Apesar disso, o inciso I do art. 1.638 do CC fala apenas do castigo imoderado, ou seja, é possível entender uma tolerância ao castigo moderado, o que é algo extremamente subjetivo e muito amplo, o que abre margem para que alguns castigos violentos – mas “com moderação” – tenham certa aceitação pelo Judiciário. 

Vale ressalvar que alguns doutrinadores, como Maria Berenice Dias, entendem que com a vigência da Lei 13.010 de 2014 a “Lei da palmada” (que foi bem explicada e detalhada pela Marina no aprendendo com elas) teria revogado o inciso I do art. 1.638 do Código Civil.

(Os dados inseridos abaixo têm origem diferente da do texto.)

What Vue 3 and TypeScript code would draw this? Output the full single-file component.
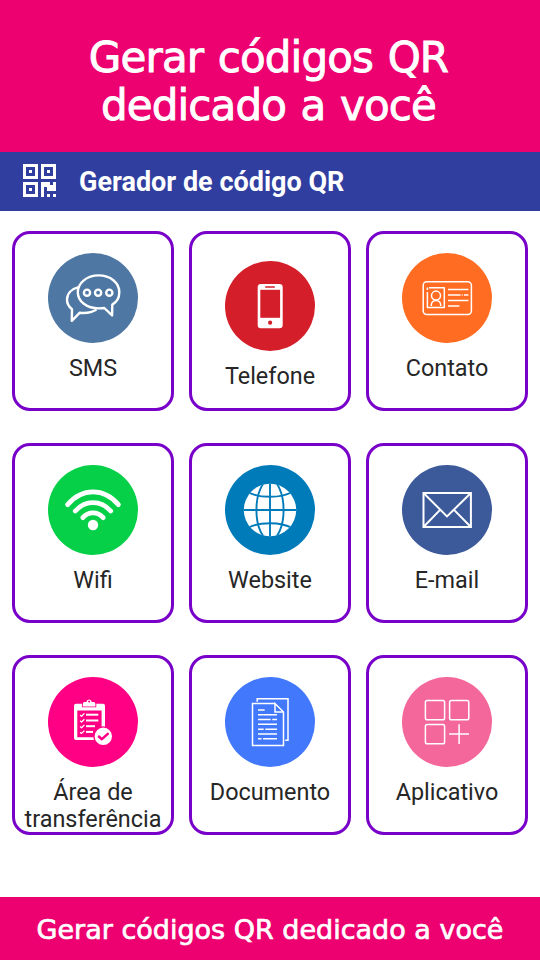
<script setup lang="ts">
interface Tile {
  id: string
  label: string
  color: string
  lowered?: boolean
}

const tiles: Tile[] = [
  { id: 'sms', label: 'SMS', color: '#4e78a3' },
  { id: 'phone', label: 'Telefone', color: '#d41f2a', lowered: true },
  { id: 'contact', label: 'Contato', color: '#ff6c22' },
  { id: 'wifi', label: 'Wifi', color: '#06cf48' },
  { id: 'website', label: 'Website', color: '#007bba' },
  { id: 'email', label: 'E-mail', color: '#3c5a9a' },
  { id: 'clipboard', label: 'Área de transferência', color: '#ff0084' },
  { id: 'document', label: 'Documento', color: '#4278fb' },
  { id: 'app', label: 'Aplicativo', color: '#f4679b' },
]

const checkRows = [37.7, 43.5, 49.2, 54.9]
const checkEnds = [50.3, 50.3, 47, 45]
</script>

<template>
  <div class="page">
    <header class="banner">
      <h1>Gerar códigos QR<br />dedicado a você</h1>
    </header>

    <div class="toolbar">
      <svg class="qr" viewBox="0 0 33 33" fill="#fff" shape-rendering="crispEdges">
        <path fill-rule="evenodd" d="M0 0h15v15H0zM3 3v9h9V3zM6 6h3v3H6z" />
        <path fill-rule="evenodd" d="M18 0h15v15H18zM21 3v9h9V3zM24 6h3v3h-3z" />
        <path fill-rule="evenodd" d="M0 18h15v15H0zM3 21v9h9v-9zM6 24h3v3H6z" />
        <path d="M18 18h9v3h3v-3h3v9h-9v-4h-3v10h-3zM24 30h3v3h-3zM30 30h3v3h-3z" />
      </svg>
      <span class="title">Gerador de código QR</span>
    </div>

    <main class="grid">
      <button v-for="t in tiles" :key="t.id" class="card" :class="{ lowered: t.lowered }">
        <svg class="icon" viewBox="0 0 90 90" fill="none" stroke="#fff" stroke-linejoin="round">
          <circle cx="45" cy="45" r="45" :fill="t.color" stroke="none" />

          <g v-if="t.id === 'sms'" stroke-width="2.4">
            <path d="M64.3 51.6C69 49 71.3 44.5 71.3 39.3C71.3 29.6 62.3 22.4 50.6 22.4S29.8 29.9 29.8 39.2S39 55.4 50.7 55.4C52.6 55.4 54.5 55.3 56.3 55L64.1 62.4Z" />
            <path d="M30.5 34.2C23 36 19 41 19 46.5C19 50.5 20.8 53.8 24 56.2L23.8 67.8L31.8 59.7C38 60.4 44 59.4 48.5 56.5" />
            <circle cx="39" cy="39.7" r="3.1" />
            <circle cx="50.1" cy="39.7" r="3.1" />
            <circle cx="61.3" cy="39.7" r="3.1" />
          </g>

          <g v-else-if="t.id === 'phone'" stroke="none">
            <rect x="32.7" y="23" width="25" height="44.3" rx="3.2" fill="#fff" />
            <rect x="35.3" y="28.8" width="19.8" height="28" :fill="t.color" />
            <rect x="40" y="25.2" width="10" height="1.6" rx=".8" :fill="t.color" />
            <circle cx="45.1" cy="61.7" r="2.1" :fill="t.color" />
          </g>

          <g v-else-if="t.id === 'contact'" stroke-width="1.5">
            <rect x="21.2" y="28.8" width="48.2" height="32.6" rx="3.6" />
            <path d="M25.4 39V54.5H42.3V34.7H27M25.4 34.5V37" />
            <circle cx="34" cy="42.6" r="4.5" />
            <path d="M29.3 53V52C29.3 49.4 31.2 47.4 34 47.4S38.7 49.4 38.7 52V53" />
            <path d="M46 36.6H66.4M46 42.1H58.6M59.8 42.1H60.8M62 42.1H66.4M46 47.6H66.4M46 53H57.4" />
          </g>

          <g v-else-if="t.id === 'wifi'" stroke-width="4.8" stroke-linecap="round">
            <path d="M19.6 39.6C34 22.5 56 22.5 70.4 39.6" />
            <path d="M27.3 46C37.3 34.8 52.7 34.8 62.7 46" />
            <path d="M34.8 52.6C40.2 46.2 49.8 46.2 55.2 52.6" />
            <circle cx="45" cy="60" r="5.2" fill="#fff" stroke="none" />
          </g>

          <g v-else-if="t.id === 'website'">
            <clipPath id="globe-disc"><circle cx="45" cy="45" r="26.3" /></clipPath>
            <circle cx="45" cy="45" r="26.2" fill="#fff" stroke="none" />
            <g :stroke="t.color" stroke-width="1.9" clip-path="url(#globe-disc)">
              <path d="M45 17V73M17 45H73" />
              <ellipse cx="45" cy="45" rx="13.6" ry="30" />
              <path d="M23 27C34 33.4 56 33.4 67 27M23 63C34 56.6 56 56.6 67 63" />
            </g>
          </g>

          <g v-else-if="t.id === 'email'" stroke-width="2" stroke-linejoin="miter">
            <rect x="21.5" y="28" width="47.4" height="34" />
            <path d="M21.5 28L45 51.4L68.9 28M21.5 62L38.3 44.6M68.9 62L51.8 44.6" />
          </g>

          <g v-else-if="t.id === 'clipboard'">
            <path
              fill="#fff"
              stroke="none"
              fill-rule="evenodd"
              d="M28 26.8H55A2 2 0 0 1 57 28.8V61A2 2 0 0 1 55 63H28A2 2 0 0 1 26 61V28.8A2 2 0 0 1 28 26.8ZM29.3 33.6V60.2H53.6V33.6Z"
            />
            <path
              d="M36.5 25H38.5C38.8 21.5 43.4 21.5 43.7 25H45.7Q47.4 25 47.4 27V29.4H34.8V27Q34.8 25 36.5 25Z"
              fill="#fff"
              :stroke="t.color"
              stroke-width="1.8"
              paint-order="stroke"
            />
            <circle cx="41.1" cy="24.4" r="1" :fill="t.color" stroke="none" />
            <g v-for="(y, i) in checkRows" :key="y">
              <path :d="`M32 ${y + 0.3}L33.6 ${y + 1.5}L36.4 ${y - 1.3}`" stroke-width="1.3" />
              <path :d="`M38 ${y}H${checkEnds[i]}`" stroke-width="2" />
            </g>
            <circle cx="55.3" cy="59.3" r="9.4" fill="#fff" :stroke="t.color" stroke-width="1.4" />
            <path d="M50.9 59.5L53.9 62.2L59.8 56.8" :stroke="t.color" stroke-width="2.5" stroke-linecap="round" />
          </g>

          <g v-else-if="t.id === 'document'" stroke-width="1.5" stroke-linejoin="miter">
            <path d="M50 26.5H27.5V68.5H58.5V35L50 26.5V35H58.5" />
            <path d="M32.2 24.8V21.7H63V63.3H60.2" />
            <path d="M33 33H39.7M33 37.7H52M33 42.6H45.7M47.2 42.6H52M33 47.3H52M33 52.2H38.7M40.3 52.2H52M33 56.9H52M33 61.7H36.5M38 61.7H52" />
          </g>

          <g v-else stroke-width="1.5">
            <rect x="23.4" y="23.6" width="19.2" height="19.2" rx="1.8" />
            <rect x="47.6" y="23.6" width="19.2" height="19.2" rx="1.8" />
            <rect x="23.4" y="47.6" width="19.2" height="19.2" rx="1.8" />
            <path d="M57.1 47.2V67M47.1 56.9H67" />
          </g>
        </svg>
        <span class="label">{{ t.label }}</span>
      </button>
    </main>

    <footer class="footer">Gerar códigos QR dedicado a você</footer>
  </div>
</template>

<style>
body {
  margin: 0;
  background: #fff;
}
</style>

<style scoped>
.page {
  display: flex;
  flex-direction: column;
  width: 540px;
  height: 960px;
  overflow: hidden;
  background: #fff;
}
.banner {
  height: 152px;
  box-sizing: border-box;
  padding: 34px 3px 0 0;
  background: #ed006f;
  color: #fff;
  text-align: center;
}
h1 {
  margin: 0;
  font: 400 42px/48px 'DejaVu Sans', sans-serif;
  letter-spacing: -0.85px;
  word-spacing: 2px;
  -webkit-text-stroke: 0.9px #fff;
}
.toolbar {
  display: flex;
  align-items: center;
  gap: 23px;
  height: 59px;
  padding-left: 23px;
  background: #303e9f;
}
.qr {
  width: 33px;
  height: 33px;
  margin-bottom: 2px;
}
.title {
  color: #fff;
  font: 700 27px/32px Roboto, sans-serif;
}
.grid {
  flex: 1;
  display: grid;
  grid-template-columns: repeat(3, 162px);
  grid-auto-rows: 180px;
  column-gap: 15px;
  row-gap: 32px;
  padding: 20px 12px 0;
}
.card {
  display: flex;
  flex-direction: column;
  align-items: center;
  gap: 12px;
  box-sizing: border-box;
  margin: 0;
  padding: 19px 0 0;
  border: 3px solid #7800c8;
  border-radius: 18px;
  background: #fff;
}
.card.lowered {
  padding-top: 27px;
}
.icon {
  flex: none;
  width: 90px;
  height: 90px;
}
.label {
  color: #262626;
  font: 400 23.4px/27px Roboto, sans-serif;
  text-align: center;
}
.footer {
  height: 63px;
  background: #ed006f;
  color: #fff;
  text-align: center;
  font: 400 27px/66px 'DejaVu Sans', sans-serif;
  -webkit-text-stroke: 0.7px #fff;
}
</style>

Contudo, é só uma mera interpretação e ela não é absoluta, há doutrinadores que divergem desse posicionamento. 

O que é possível retirar de toda essa explicação? 

Que o Brasil vem de uma cultura muito longa de tratamento omisso e violento com as crianças e os adolescentes, foi uma luta enorme para se incluir o art. 227 na Constituição Federal de 1988 e o Estatuto da Criança e do Adolescente, e agora, é preciso quebrar essa cultura, privilegiar novas técnicas de educação que não envolvam a violência, seja ela moderada ou não. 

E enquanto a legislação não muda de forma expressa, é preciso ter em mente que o castigo imoderado é sim causa de perda do poder familiar, qualquer violência contra uma criança e um adolescente deve ser denunciada para o Conselho Tutelar ou mesmo para o Ministério Público, que o ente competente para mover esta ação. 

É um dever de todos proteger e zelar pelo interesse das crianças e adolescentes que residem nas terras brasileiras.

*DIAS, Maria Berenice. Manual de direito das famílias. 10 ed. rev. atual. e ampl. São Paulo: Editora Revista dos Tribunais, 2015.

** http://www.planalto.gov.br/ccivil_03/_Ato2015-2018/2018/Lei/L13715.htm#art4

Art. 17. O direito ao respeito consiste na inviolabilidade da integridade física, psíquica e moral da criança e do adolescente, abrangendo a preservação da imagem, da identidade, da autonomia, dos valores, idéias e crenças, dos espaços e objetos pessoais.

 Art. 18. É dever de todos velar pela dignidade da criança e do adolescente, pondo-os a salvo de qualquer tratamento desumano, violento, aterrorizante, vexatório ou constrangedor.